I’m going to miss the RiteAid where my kids could get cheap ice cream and hear my voice talking to them through the speakers (a nice ongoing VO job I’ve had for the last couple years).
I’m going to miss the beautifully curated Minik Market, a tiny Turkish market that sold the best farm eggs I’ve ever tasted in my whole life. They just opened less than a year ago.
Hiking Eaton Canyon, being helped by a stranger (aka a new Altadena friend)
I’m going to miss seeing people casually ride horses around Altadena, like we were still in an 1870s cowboy town. I’m going to miss the classic French Toast at 69-year old Fox’s diner, up the street from us. The school where my daughter learned her letters and how to draw rainbows and stick-friends holding hands, up in flames, along with the chickens she chased around and petted every day at the school’s mountainside coop. The Eaton Canyon trails where I’d either hike with my kids or hike with other moms, agonizing about how horribly hard motherhood sometimes is.
9,500 structures, gone. Thousands of lives changed in an instant. It’s too much. Far too much.
Christmas Tree Lane was spared from the fire, somehow. A 104 year-old Christmas tradition, this kilometer-long stretch of oustretched cedar trees are lit with bulbs every December, cheerfully welcoming us home each winter night. Here are my children scootering down it, leaning into the wind and the euphoria that comes from letting go, letting the mountain take you where it will.

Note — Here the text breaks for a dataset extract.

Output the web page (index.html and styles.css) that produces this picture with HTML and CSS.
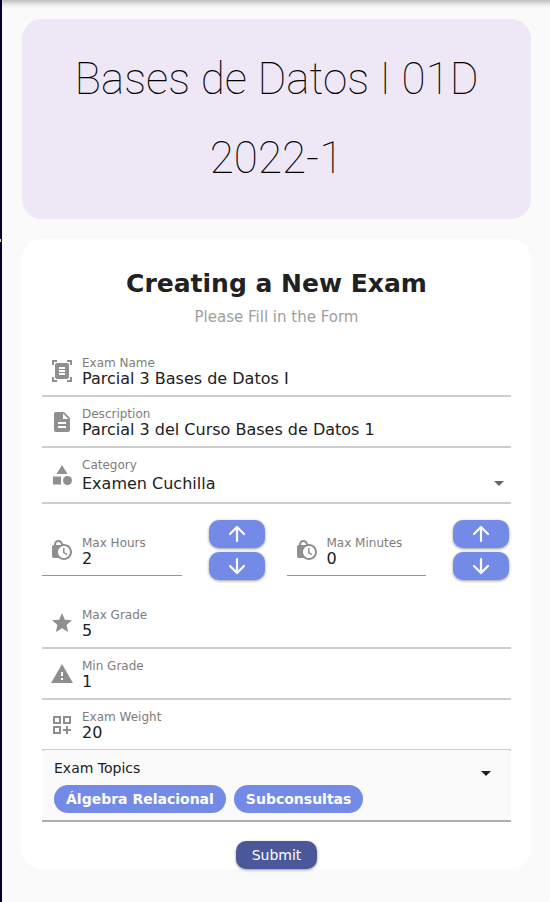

What a beautiful and poetic tribute to a uniquely special place. There’s a Dutch word, gezellig. If you ask a Dutch person the meaning they can’t quite define it- cozy, intimate, warm, quaint, snug- but beyond that it’s a feeling. A way of life. Altadena felt that way. Thinking of you guys and many beautiful memories of my own in this truly gezellig town. ❤️❤️❤️🩹
Hi neighbor, we lived on the corner and loved seeing your family walk by with Mabel. I sometimes wonder if I’ve been romanticizing our beautiful Altadena. But reading this post makes me realize so many in our neighborhood felt the same way. As we settle into our new normal, I worry we’ll never have it that great again. I could’ve lived there forever.